Leighton Moss was the first RSPB flagship reserve I ever visited, and I still visit annually, even if I rarely see anything different than I usually see in a day out locally.  Bearded Tit is the exception, and I was keen to hear their jangling calls today, but it wasn’t to be, and I left to see if I could find a huge flock of Whooper Swans in Thurnham on the way home.  After some interesting driving on what was generously called “single-lane roads with passing places” I tracked down the main flock of hundreds of noisy Whoopers grazing in fields.  Noting the serious numbers of Lapwings, Starlings, thrushes of different kinds and even an actual flock of Corn Buntings (which are in single figures in West Manchester, and hard to find) I realised what a barren desert of bird-life it can feel like where I live. 

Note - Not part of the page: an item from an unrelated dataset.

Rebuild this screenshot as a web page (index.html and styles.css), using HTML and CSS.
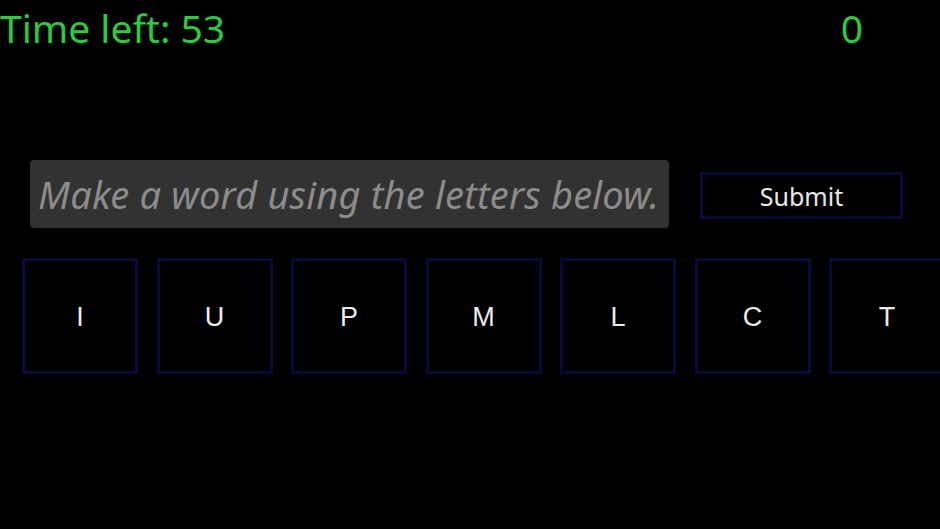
FILE: index.html
```html
<!DOCTYPE html>
<html>
<head>
<meta charset="utf-8">
<link rel="stylesheet" href="styles.css">
</head>
<body>
<div class="game">
  <header class="top">
    <div class="timer">Time left: 53</div>
    <div class="score">0</div>
  </header>
  <div class="entry">
    <input class="word" type="text" placeholder="Make a word using the letters below.">
    <button class="submit">Submit</button>
  </div>
  <div class="tiles">
    <div class="tile">I</div>
    <div class="tile">U</div>
    <div class="tile">P</div>
    <div class="tile">M</div>
    <div class="tile">L</div>
    <div class="tile">C</div>
    <div class="tile">T</div>
  </div>
</div>
</body>
</html>
```
FILE: styles.css
```css
html, body {
  margin: 0;
  padding: 0;
  background: #000;
  width: 940px;
  height: 529px;
  overflow: hidden;
}
.game {
  font-family: "Noto Sans", "DejaVu Sans", sans-serif;
}
.top {
  display: flex;
  justify-content: space-between;
  align-items: flex-start;
  height: 60px;
}
.timer, .score {
  color: #2ccb3e;
  font-size: 39px;
  line-height: 56px;
}
.timer {
  margin-left: 0;
}
.score {
  margin-right: 77px;
}
.entry {
  display: flex;
  align-items: center;
  margin-top: 100px;
  padding-left: 30px;
  gap: 31px;
}
.word {
  box-sizing: border-box;
  width: 639px;
  height: 68px;
  background: #323232;
  border: none;
  border-radius: 4px;
  padding: 0 8px;
  font-family: "Noto Sans", "DejaVu Sans", sans-serif;
  font-size: 38px;
  font-style: italic;
  color: #ddd;
  outline: none;
}
.word::placeholder {
  color: #8c8c8c;
  letter-spacing: 0.2px;
}
.submit {
  box-sizing: border-box;
  width: 203px;
  height: 47px;
  background: #000;
  border: 3px solid #0a0a36;
  color: #e8e8e8;
  font-family: "Noto Sans", "DejaVu Sans", sans-serif;
  font-size: 25px;
  margin-top: 3px;
}
.tiles {
  display: flex;
  gap: 18.5px;
  margin-top: 30px;
  padding-left: 22px;
}
.tile {
  box-sizing: border-box;
  flex: 0 0 116px;
  height: 116px;
  border: 3px solid #0a0a38;
  display: flex;
  align-items: center;
  justify-content: center;
  color: #ececec;
  font-family: "Liberation Sans", Arial, sans-serif;
  font-size: 27px;
  padding-top: 3px;
}
```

Grateful to be there, watching this spectacle, I spent an hour searching for and finding the two Bewick’s Swans hiding amongst the Whoopers, which was intensely satisfying, and I drove home ruminating on the one meaningful human interaction I’d had all day: a conversation with a volunteer at Gait Barrows had really sold me a dream that I’ve been returning to since I was 13 years old and putting my foot on the base of Arnside Knott for the first time.  He’d sold his house in north Manchester, moved to Warton, and now volunteers at various wild places.  What a life.  What fulfilment.  No commute.  No traffic.  No hostile crowds in grey places, surrounded by the sour smell of cannabis as people try to dull the aching depression and cut off the sounds of human misery dressed up as modern life.  Instead I could be satisfied, happy even.  I could do some good and not feel stretched to breaking point for 14 hours every day.  I marvelled at a growing feeling as I drove back to where I live: I was, and I am, hiraeth; homesick for a place I’ve never lived.